The value of `int_(-1)^(1) max[2-x,2,1+x]` dx is

To solve the integral \( \int_{-1}^{1} \max[2-x, 2, 1+x] \, dx \), we will break it down step by step. ### Step 1: Identify the intervals We need to evaluate the maximum of the three functions \( 2-x \), \( 2 \), and \( 1+x \) over the interval from \(-1\) to \(1\). We can break this interval into two parts: from \(-1\) to \(0\) and from \(0\) to \(1\). ### Step 2: Analyze the interval \([-1, 0]\) - For \( x = -1 \): - \( 2 - (-1) = 3 \) - \( 2 = 2 \) - \( 1 + (-1) = 0 \) The maximum value is \( 3 \) (from \( 2 - x \)). - For \( x = 0 \): - \( 2 - 0 = 2 \) - \( 2 = 2 \) - \( 1 + 0 = 1 \) The maximum value is \( 2 \) (from \( 2 \)). Since \( 2-x \) is a decreasing function and \( 1+x \) is an increasing function, we can conclude that in the interval \([-1, 0]\), the maximum function is \( 2 - x \). ### Step 3: Analyze the interval \([0, 1]\) - For \( x = 0 \): - \( 2 - 0 = 2 \) - \( 2 = 2 \) - \( 1 + 0 = 1 \) The maximum value is \( 2 \) (from \( 2 \)). - For \( x = 1 \): - \( 2 - 1 = 1 \) - \( 2 = 2 \) - \( 1 + 1 = 2 \) The maximum value is \( 2 \) (from \( 2 \)).

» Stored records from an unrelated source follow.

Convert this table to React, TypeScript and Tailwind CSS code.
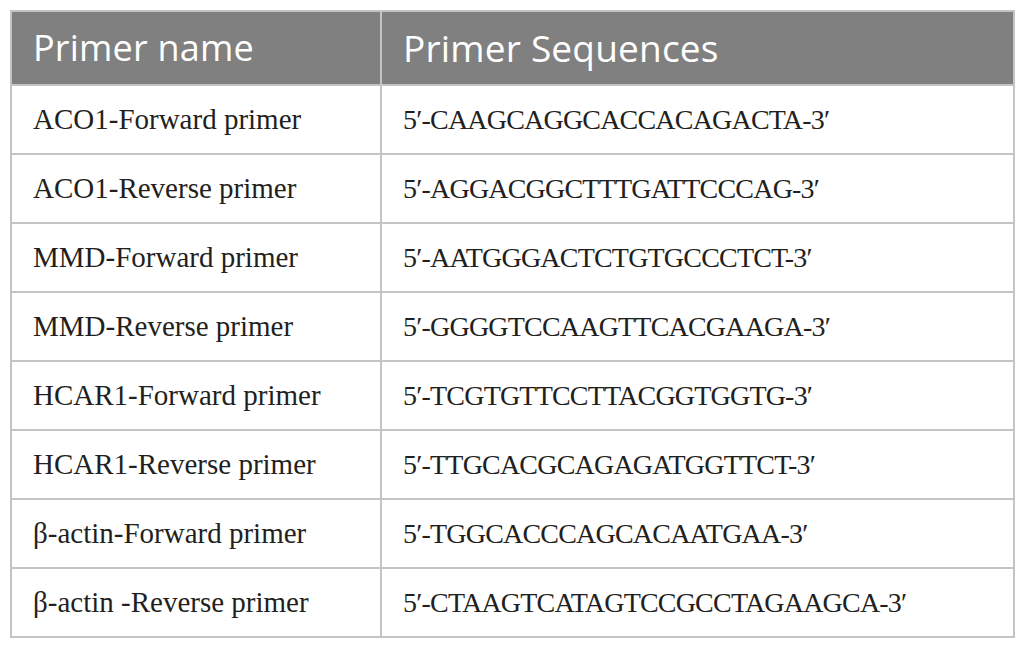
const rows: [string, string][] = [
  ["ACO1-Forward primer", "5′-CAAGCAGGCACCACAGACTA-3′"],
  ["ACO1-Reverse primer", "5′-AGGACGGCTTTGATTCCCAG-3′"],
  ["MMD-Forward primer", "5′-AATGGGACTCTGTGCCCTCT-3′"],
  ["MMD-Reverse primer", "5′-GGGGTCCAAGTTCACGAAGA-3′"],
  ["HCAR1-Forward primer", "5′-TCGTGTTCCTTACGGTGGTG-3′"],
  ["HCAR1-Reverse primer", "5′-TTGCACGCAGAGATGGTTCT-3′"],
  ["β-actin-Forward primer", "5′-TGGCACCCAGCACAATGAA-3′"],
  ["β-actin -Reverse primer", "5′-CTAAGTCATAGTCCGCCTAGAAGCA-3′"],
];

export default function App() {
  return (
    <div className="w-[1025px] h-[649px] bg-white pt-[10px] pl-[10px]">
      <table className="w-[1005px] border-collapse border-2 border-[#c4c4c4] text-[#231f20]">
        <thead>
          <tr className="bg-[#808080] h-[74px]">
            <th className="w-[370px] border-2 border-[#c4c4c4] pl-[21px] text-left font-normal text-white text-[36px] tracking-[0.2px] font-['Open_Sans',sans-serif]">
              Primer name
            </th>
            <th className="border-2 border-[#c4c4c4] pl-[21px] text-left font-normal text-white text-[37px] tracking-[0.2px] font-['Open_Sans',sans-serif]">
              Primer Sequences
            </th>
          </tr>
        </thead>
        <tbody>
          {rows.map(([name, seq]) => (
            <tr key={name} className="h-[69px]">
              <td className="border-2 border-[#c4c4c4] pl-[21px] text-[29px] font-['Liberation_Serif',serif]">{name}</td>
              <td className="border-2 border-[#c4c4c4] pl-[21px] text-[28px] tracking-[-0.8px] font-['Liberation_Serif',serif]">{seq}</td>
            </tr>
          ))}
        </tbody>
      </table>
    </div>
  );
}
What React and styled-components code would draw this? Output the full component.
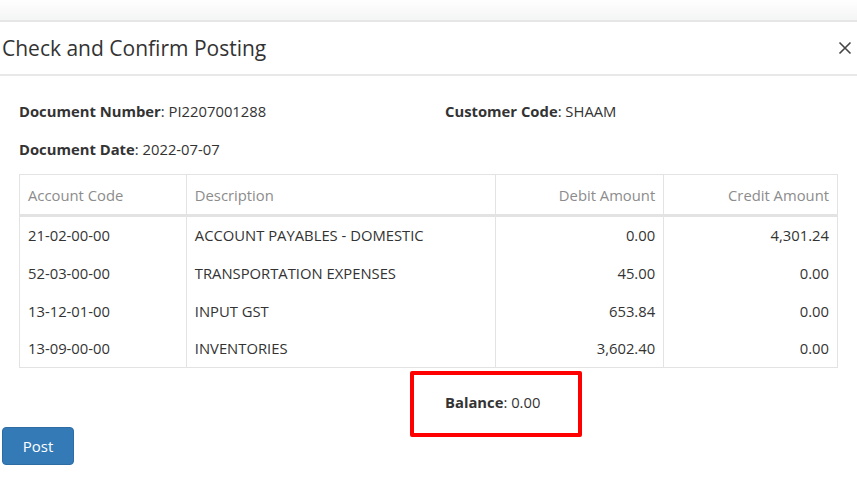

In this interval, the maximum function is also \( 2 \). ### Step 4: Set up the integral Now we can set up the integral as follows: \[ \int_{-1}^{1} \max[2-x, 2, 1+x] \, dx = \int_{-1}^{0} (2-x) \, dx + \int_{0}^{1} 2 \, dx \] ### Step 5: Calculate the integrals 1. Calculate \( \int_{-1}^{0} (2-x) \, dx \): \[ \int (2-x) \, dx = 2x - \frac{x^2}{2} \] Evaluating from \(-1\) to \(0\): \[ \left[ 2(0) - \frac{0^2}{2} \right] - \left[ 2(-1) - \frac{(-1)^2}{2} \right] = 0 - \left[ -2 - \frac{1}{2} \right] = 0 + 2 + \frac{1}{2} = \frac{5}{2} \] 2. Calculate \( \int_{0}^{1} 2 \, dx \): \[ \int 2 \, dx = 2x \] Evaluating from \(0\) to \(1\): \[ 2(1) - 2(0) = 2 \] ### Step 6: Combine the results Now we combine the results of the two integrals: \[ \int_{-1}^{1} \max[2-x, 2, 1+x] \, dx = \frac{5}{2} + 2 = \frac{5}{2} + \frac{4}{2} = \frac{9}{2} \] ### Final Answer Thus, the value of the integral is: \[ \frac{9}{2} \]